In fact, 2018 has already seen significant credits in the market that involve such scenarios including Carillion (although not retail, this is a good example of where offshore finance company issues can arise), whose structure included a number of Jersey and Isle of Man entities, including a Jersey issuer of convertible notes and the fashion chain New Look, which has a Jersey holding structure.

Looking at the reasons for distress in this sector, a number of significant challenges have affected UK retail in the past 12 months, including an increase in the statutory minimum wage, increasing business rates and the continued impact of the 2016 Brexit vote, which reduced consumer confidence and devalued GBP, increasing input costs for many UK businesses.

Further headwinds include: declining consumer confidence/consumer spending as high inflation and wage stagnation squeeze real disposable income; increased input costs as the pound remains devalued against the USD and currencies pegged to the USD potentially devalue further as Brexit negotiations continue; and continued movement from in-store to online sales, hitting those retailers with a large brick and mortar presence expected to continue through the remainder of 2018, driving the need for further restructuring.

In addition, the General Data Protection Regulation (GDPR) will come into effect in May 2018, which will impose additional data protection rules and increase potential fines for non-compliance from their current levels to up to €20M or 4% of turnover. In July 2017, research from Compuware showed that 77% of retailers did not have a GPDR strategy in place, and less than 50% were well-briefed on the potential impact of GPDR. As such, there may be a substantial impact in the coming months as retailers spend significant amounts preparing for these changes in data protection laws or risk fines and reputational risk for breaching the new laws.
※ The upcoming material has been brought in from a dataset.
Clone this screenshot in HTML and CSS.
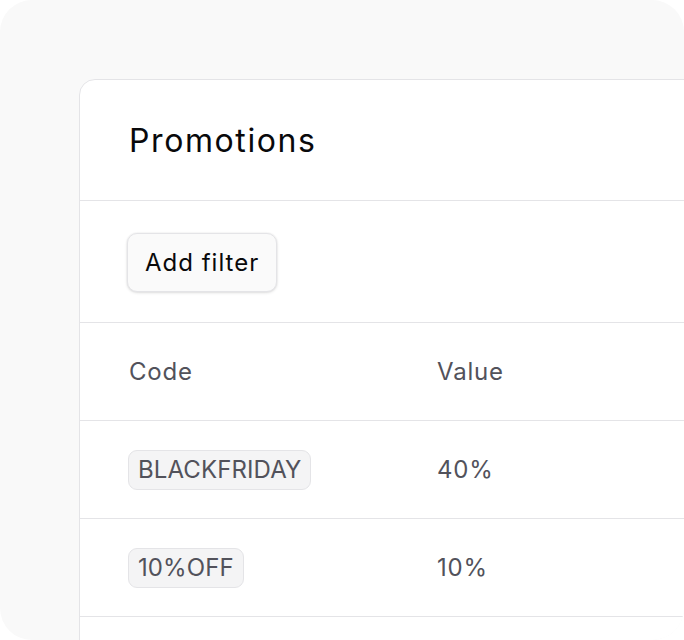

Given these issues and the continued Brexit uncertainty, 2018 is expected to be a very challenging year for UK retailers and significant UK retail restructuring can be expected. While the majority of these restructurings may not involve an offshore element, a number can be expected to include (or at least consider) the transfer of assets/the business into a new offshore holding structure or dealing with debt at an offshore finance company and will therefore drive work for offshore firms, particularly in Jersey.

Hong Kong and China

At this time, restructuring professionals are still not seeing the flow of work that has been predicted for a number of years based on Chinese NPL and "Special Mention" loan statistics, with such loans totaling around RMB ¥4 trillion (or U.S. $628 billion) based on 2016 data. This is in part due to the continuation of cheap credit as well as the work by President Xi Jinping's administration to use the mixed ownership reform program to deal with some of the most indebted SOEs.

One notable case that deserves mention is the restructuring plan of Dongbei Special Steel Group Co. Ltd., which was approved by the Dalian Intermediate People's Court and consisted of the first debt for equity swap in relation to publicly issued bonds that were in default. While not an offshore matter, interest will be taken in whether this structure is used more frequently going forward.
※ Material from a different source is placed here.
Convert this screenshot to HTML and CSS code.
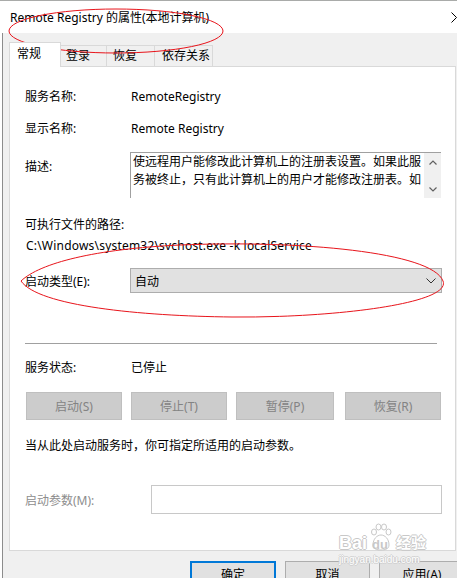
FILE: index.html
```html
<!DOCTYPE html>
<html>
<head>
<meta charset="utf-8">
<link rel="stylesheet" href="styles.css">
</head>
<body>
<div class="titlebar">
  <span class="title">Remote Registry 的属性(本地计算机)</span>
  <svg class="close" width="6" height="11" viewBox="0 0 6 11"><path d="M0.5 0.5 L5.5 5.5 L0.5 10.5" fill="none" stroke="#000" stroke-width="1"/></svg>
</div>
<div class="window">
  <div class="tabs">
    <div class="tab active">常规</div>
    <div class="tab t2">登录</div>
    <div class="tab t3">恢复</div>
    <div class="tab t4">依存关系</div>
  </div>
  <div class="panel">
    <div class="row r-name"><span class="label">服务名称:</span><span class="value">RemoteRegistry</span></div>
    <div class="row r-display"><span class="label">显示名称:</span><span class="value">Remote Registry</span></div>
    <div class="row r-desc">
      <span class="label desc-label">描述:</span>
      <div class="desc">
        <div class="desc-text">
          <div>使远程用户能修改此计算机上的注册表设置。如果此服</div>
          <div>务被终止，只有此计算机上的用户才能修改注册表。如</div>
        </div>
        <div class="scroll">
          <svg width="8" height="5" viewBox="0 0 8 5"><path d="M0.5 4.5 L4 1 L7.5 4.5" fill="none" stroke="#606060" stroke-width="1.2"/></svg>
          <svg width="8" height="5" viewBox="0 0 8 5"><path d="M0.5 0.5 L4 4 L7.5 0.5" fill="none" stroke="#606060" stroke-width="1.2"/></svg>
        </div>
      </div>
    </div>
    <div class="row r-pathlabel">可执行文件的路径:</div>
    <div class="row r-path">C:\Windows\system32\svchost.exe -k localService</div>
    <div class="row r-combo">
      <span class="label">启动类型(E):</span>
      <div class="combo"><span>自动</span><svg class="combo-arrow" width="10" height="6" viewBox="0 0 10 6"><path d="M0.5 0.5 L5 5 L9.5 0.5" fill="none" stroke="#333" stroke-width="1"/></svg></div>
    </div>
    <div class="sep"></div>
    <div class="row r-status"><span class="label">服务状态:</span><span class="value">已停止</span></div>
    <div class="row r-buttons">
      <div class="sbtn b1">启动(S)</div>
      <div class="sbtn b2">停止(T)</div>
      <div class="sbtn b3">暂停(P)</div>
      <div class="sbtn b4">恢复(R)</div>
    </div>
    <div class="row r-hint">当从此处启动服务时，你可指定所适用的启动参数。</div>
    <div class="row r-params">
      <span class="label params-label">启动参数(M):</span>
      <div class="input"></div>
    </div>
  </div>
  <div class="footer">
    <div class="btn default ok">确定</div>
    <div class="btn cancel">取消</div>
    <div class="btn apply">应用(A)</div>
  </div>
</div>

<div class="watermark">
  <div class="wm-logo">
    <span class="wm-bai">Bai</span>
    <span class="wm-paw">
      <svg width="22" height="28" viewBox="0 0 22 28">
        <g fill="#fff" stroke="#c8c8c8" stroke-width="1">
          <ellipse cx="4" cy="9" rx="2.5" ry="3"/>
          <ellipse cx="8.5" cy="4" rx="2.5" ry="3"/>
          <ellipse cx="14" cy="4" rx="2.5" ry="3"/>
          <ellipse cx="18.5" cy="9" rx="2.5" ry="3"/>
          <path d="M3 22 C3 16 7 12 11 12 C15 12 19 16 19 22 C19 26 15 27 11 27 C7 27 3 26 3 22 Z"/>
        </g>
      </svg>
      <span class="wm-du">du</span>
    </span>
    <span class="wm-jy">经验</span>
  </div>
  <div class="wm-url">jingyan.baidu.com</div>
</div>

<svg class="marks" width="457" height="578" viewBox="0 0 457 578">
  <ellipse cx="116" cy="31" rx="107" ry="22" fill="none" stroke="#e8141b" stroke-width="1"/>
  <path d="M21 281 C40 263 95 249 180 245 C300 240 432 252 443 281 C452 304 330 318 232 317 C140 316 38 306 21 281 Z" fill="none" stroke="#e8141b" stroke-width="1"/>
</svg>
</body>
</html>
```
FILE: styles.css
```css
body {
  margin: 0;
  width: 457px;
  height: 578px;
  overflow: hidden;
  position: relative;
  background: #fff;
  font-family: "Noto Sans", "Noto Sans CJK SC", sans-serif;
  font-size: 12px;
  color: #000;
}

.titlebar {
  height: 33px;
  box-sizing: border-box;
  border-top: 1px solid #a9aba9;
  display: flex;
  align-items: flex-start;
  padding-left: 10px;
}

.title {
  margin-top: 9px;
  line-height: 16px;
}

.close {
  margin-left: auto;
  margin-top: 11px;
}

.window {
  margin-left: 2px;
  border-left: 1px solid #8c8c8c;
  background: #f0f0f0;
  height: 545px;
}

.tabs {
  display: flex;
  align-items: flex-end;
  height: 33px;
  padding-left: 6px;
  box-sizing: border-box;
}

.tab {
  height: 21px;
  box-sizing: border-box;
  border: 1px solid #d9d9d9;
  border-bottom: none;
  padding: 3px 0 0 5px;
  line-height: 14px;
  background: #f0f0f0;
  margin-left: -1px;
}

.tab.active {
  height: 25px;
  width: 52px;
  margin-left: 0;
  background: #fff;
  padding: 4px 0 0 7px;
  margin-bottom: -1px;
  position: relative;
  z-index: 1;
}

.t2 { width: 47px; }
.t3 { width: 49px; padding-left: 6px; }
.t4 { width: 59px; padding-left: 7px; }

.panel {
  margin-left: 6px;
  width: 447px;
  height: 485px;
  box-sizing: border-box;
  border: 1px solid #d9d9d9;
  background: #fff;
  padding-left: 15px;
  display: flex;
  flex-direction: column;
}

.row {
  display: flex;
  align-items: center;
  height: 20px;
  flex: none;
}

.label {
  width: 105px;
  flex: none;
}

.value {
  padding-left: 1px;
}

.r-name { margin-top: 19px; }
.r-display { margin-top: 12px; }

.r-desc {
  margin-top: 14px;
  height: 46px;
  align-items: flex-start;
}

.desc-label {
  margin-top: 5px;
  line-height: 20px;
}

.desc {
  width: 311px;
  height: 46px;
  box-sizing: border-box;
  border-top: 1px solid #a0a0a0;
  border-left: 1px solid #a0a0a0;
  display: flex;
}

.desc-text {
  flex: 1;
  padding-left: 2px;
  line-height: 18px;
  overflow: hidden;
  white-space: nowrap;
}

.scroll {
  width: 17px;
  flex: none;
  background: #f0f0f0;
  display: flex;
  flex-direction: column;
  align-items: center;
  justify-content: space-between;
  padding: 7px 0 6px;
  box-sizing: border-box;
}

.r-pathlabel { margin-top: 16px; }
.r-path { margin-top: 1px; padding-left: 1px; letter-spacing: 0.2px; }

.r-combo {
  margin-top: 13px;
  height: 25px;
}

.combo {
  width: 312px;
  height: 25px;
  box-sizing: border-box;
  border: 1px solid #adadad;
  background: #e1e1e1;
  display: flex;
  align-items: center;
  padding-left: 4px;
}

.combo-arrow {
  margin-left: auto;
  margin-right: 5px;
}

.sep {
  margin-top: 50px;
  height: 1px;
  width: 412px;
  background: #a0a0a0;
  flex: none;
}

.r-status { margin-top: 13px; }

.r-buttons {
  margin-top: 15px;
  height: 28px;
  padding-left: 1px;
}

.sbtn {
  height: 28px;
  width: 96px;
  box-sizing: border-box;
  border: 1px solid #bfbfbf;
  background: #cccccc;
  color: #838383;
  display: flex;
  align-items: center;
  justify-content: center;
}

.b2 { margin-left: 9px; }
.b3 { margin-left: 9px; width: 98px; }
.b4 { margin-left: 11px; }

.r-hint { margin-top: 15px; }

.r-params {
  margin-top: 30px;
  height: 29px;
}

.params-label {
  width: 126px;
  color: #8d8d8d;
}

.input {
  width: 291px;
  height: 29px;
  box-sizing: border-box;
  border: 1px solid #c8c8c8;
  background: #fff;
}

.footer {
  display: flex;
  gap: 9px;
  padding-left: 187px;
  margin-top: 10px;
}

.btn {
  box-sizing: border-box;
  height: 26px;
  border: 1px solid #adadad;
  background: #e1e1e1;
  text-align: center;
  line-height: 14px;
  padding-top: 6px;
  flex: none;
}

.btn.default {
  border: 2px solid #0078d7;
  padding-top: 5px;
}

.ok { width: 86px; }
.cancel { width: 85px; }
.apply { width: 86px; }

.watermark {
  position: absolute;
  left: 339px;
  top: 522px;
  pointer-events: none;
}

.wm-logo {
  display: flex;
  align-items: flex-end;
  height: 31px;
}

.wm-bai, .wm-jy, .wm-du {
  color: #fff;
  text-shadow: -1px 0 #c8c8c8, 1px 0 #c8c8c8, 0 -1px #c8c8c8, 0 1px #c8c8c8;
  font-family: "Liberation Sans", "Noto Sans CJK SC", sans-serif;
  font-weight: bold;
}

.wm-bai {
  font-size: 18px;
  line-height: 20px;
}

.wm-paw {
  position: relative;
  width: 22px;
  height: 30px;
  margin-left: 3px;
  display: flex;
  flex-direction: column;
  align-items: center;
}

.wm-du {
  position: absolute;
  left: 2px;
  bottom: 1px;
  font-size: 13px;
  line-height: 14px;
  color: #c8c8c8;
  text-shadow: none;
}

.wm-jy {
  font-size: 15px;
  line-height: 20px;
  margin-left: 4px;
}

.wm-url {
  color: #fff;
  font-family: "Liberation Sans", sans-serif;
  font-size: 10px;
  line-height: 12px;
  margin-top: 1px;
  text-shadow: -1px 0 #d0d0d0, 1px 0 #d0d0d0, 0 -1px #d0d0d0, 0 1px #d0d0d0;
}

.marks {
  position: absolute;
  left: 0;
  top: 0;
  pointer-events: none;
}
```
While some commentators are now predicting late 2018 as the time when more restructuring work flows from China and Hong Kong, there is limited data to support this. There will certainly be some additional pressure points on companies with USD denominated debt as interest rates rise, primarily driven by the expected movement in the USD/Yuan peg as capital flows back to the U.S., but the Fed's proposed path of interest rate rises, as shown by its December 2017 dot plot (the latest available at the time of writing), shown below, is unlikely to be sufficient to force a significant increase in restructuring work. This is true notwithstanding the slightly more hawkish Powell replacing Yellen as chairman of the Fed and the January 2018 FOMC statement, which referenced increasing inflation in the U.S.

Further, while China's GDP growth rate has slowed to 6.7% (or lower if you look at other indicators such as rail traffic, electricity consumption and coal consumption), the economy is unlikely to slow to such an extent that widespread debt restructuring would be required.
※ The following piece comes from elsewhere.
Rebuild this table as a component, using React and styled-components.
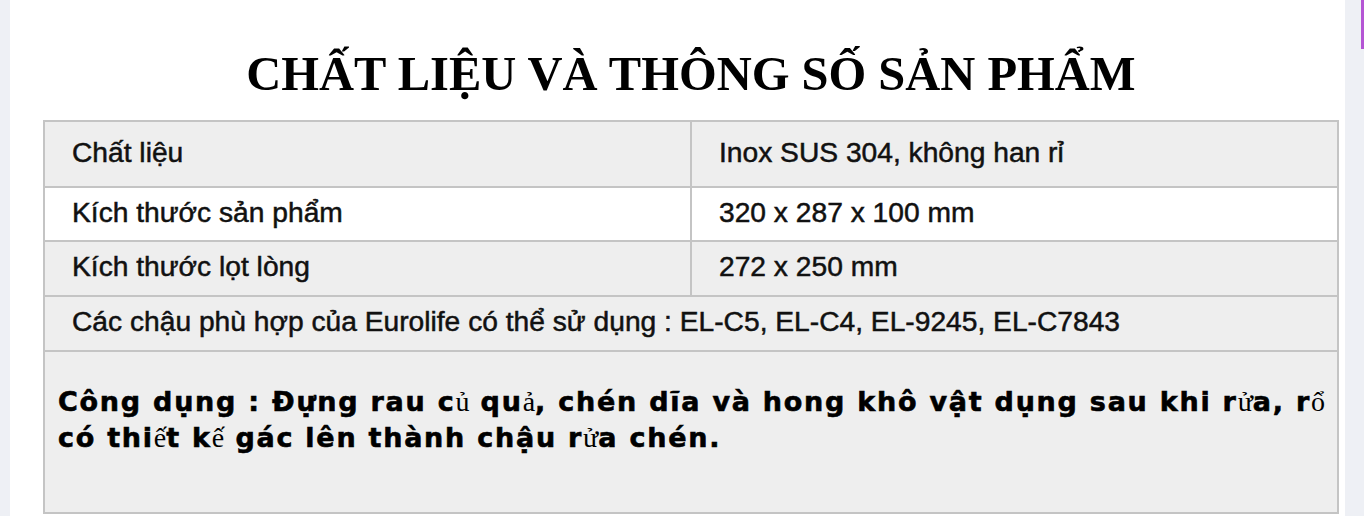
import React from 'react'
import styled, { createGlobalStyle } from 'styled-components'

const GlobalStyle = createGlobalStyle`
  html, body {
    margin: 0;
    padding: 0;
    background: #eef0f5;
  }
`

const Page = styled.div`
  display: flex;
  width: 1364px;
  height: 516px;
  overflow: hidden;
`

const Gutter = styled.div`
  width: ${(p) => p.width}px;
  flex-shrink: 0;
  background: #eef0f5;
  display: flex;
  justify-content: flex-end;
`

const ScrollThumb = styled.div`
  width: 3px;
  height: 49px;
  background: #b455d4;
`

const Content = styled.main`
  width: 1335px;
  flex-shrink: 0;
  background: #fff;
  padding: 48px 0 0 33px;
  box-sizing: border-box;
`

const Title = styled.h2`
  width: 1296px;
  margin: 0 0 20px;
  text-align: center;
  font-family: 'Liberation Serif', 'Times New Roman', serif;
  font-weight: bold;
  font-size: 48.5px;
  line-height: 52px;
  color: #000;
`

const Table = styled.table`
  width: 1296px;
  border-collapse: collapse;
  font-family: 'Liberation Sans', Arial, sans-serif;
  color: #111;
  font-size: 28.2px;
  -webkit-text-stroke: 0.5px #111;
`

const Row = styled.tr`
  height: ${(p) => p.h}px;
  background: ${(p) => (p.white ? '#fff' : '#eeeeee')};
`

const Cell = styled.td`
  border: 2px solid #c4c4c4;
  padding: 0 0 4px 27px;
  vertical-align: middle;
  width: ${(p) => (p.w ? `${p.w}px` : 'auto')};
  box-sizing: border-box;
`

const UsageCell = styled.td`
  border: 2px solid #c4c4c4;
  padding: 32px 0 0 13px;
  vertical-align: top;
`

const Usage = styled.p`
  margin: 0;
  font-family: 'DejaVu Sans', Verdana, sans-serif;
  font-weight: bold;
  font-size: 27px;
  letter-spacing: 1.75px;
  line-height: 36px;
  color: #000;
  -webkit-text-stroke: 0.6px #000;
`

const Serif = styled.span`
  font-family: 'Liberation Serif', 'Times New Roman', serif;
  font-weight: normal;
  font-size: 28px;
  letter-spacing: 0;
  -webkit-text-stroke: 0;
`

const rows = [
  { label: 'Chất liệu', value: 'Inox SUS 304, không han rỉ', h: 66 },
  { label: 'Kích thước sản phẩm', value: '320 x 287 x 100 mm', h: 54, white: true },
  { label: 'Kích thước lọt lòng', value: '272 x 250 mm', h: 55 },
]

export default function App() {
  return (
    <>
      <GlobalStyle />
      <Page>
        <Gutter width={10} />
        <Content>
          <Title>CHẤT LIỆU VÀ THÔNG SỐ SẢN PHẨM</Title>
          <Table>
            <tbody>
              {rows.map((r) => (
                <Row key={r.label} h={r.h} white={r.white}>
                  <Cell w={647}>{r.label}</Cell>
                  <Cell>{r.value}</Cell>
                </Row>
              ))}
              <Row h={55}>
                <Cell colSpan={2}>
                  Các chậu phù hợp của Eurolife có thể sử dụng : EL-C5, EL-C4, EL-9245, EL-C7843
                </Cell>
              </Row>
              <Row h={162}>
                <UsageCell colSpan={2}>
                  <Usage>
                    Công dụng : Đựng rau c<Serif>ủ</Serif> qu<Serif>ả</Serif>, chén dĩa và hong khô vật
                    dụng sau khi r<Serif>ử</Serif>a, r<Serif>ổ</Serif> có thi<Serif>ế</Serif>t k
                    <Serif>ế</Serif> gác lên thành chậu r<Serif>ử</Serif>a chén.
                  </Usage>
                </UsageCell>
              </Row>
            </tbody>
          </Table>
        </Content>
        <Gutter width={19}>
          <ScrollThumb />
        </Gutter>
      </Page>
    </>
  )
}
Notwithstanding the above, there are sectors that are more prone to restructuring need. One of these is the highly leveraged real estate sector, where firms have approximately $63 billion of USD denominated debt but have FX assets cover of less than 25%. When you add to this the traditional reluctance of Chinese firms to hedge against currency risks, due to the expectation that the cost of hedging would be more costly than the protection provided in light of the USD peg, this is certainly one sector which could be hard hit by FX movements as U.S. interest rates rise.

In addition, it will be necessary to continue to follow U.S./China relations, particularly in light of the continued threat of further tariffs being imposed by the U.S. on Chinese imports, and the expansion of those already in place (such as the imposition of heavy taxes on steel imports from Vietnam as the U.S. believes China is using Vietnam to avoid penalties).

Finally, restructuring work can be expected on an ad hoc basis as accounting issues come to light, primarily in PRC companies where there has traditionally been less stringent regulation, as seen in the ongoing Huishan Dairy matter.

Overall, offshore restructuring lawyers will continue to monitor the financial situation in Hong Kong and China very closely in Q2 – Q4 of 2018. With over 40% of Hong Kong listed companies being incorporated in Cayman, and a large number in BVI and Bermuda, there will certainly be a need for offshore restructuring advice, particularly in certain over-levered sectors as interest rates rise. However, the traditional issues of implementation and enforcement in PRC may limit the scope for offshore restructuring solutions to be used. Further, the new threat to the use of traditional offshore solutions from Singapore's new insolvency legislation, which includes, among other things, rescue (DIP) financing and aims to turn Singapore into a restructuring hub as well as an arbitration hub, may further limit the role of the traditional offshore jurisdictions.


At the time of writing, there are strong indications that offshore restructuring teams will continue to be busy throughout 2018, both on offshore driven restructurings and providing assistance to onshore counsel for Chapter 11 and UK scheme/administration processes.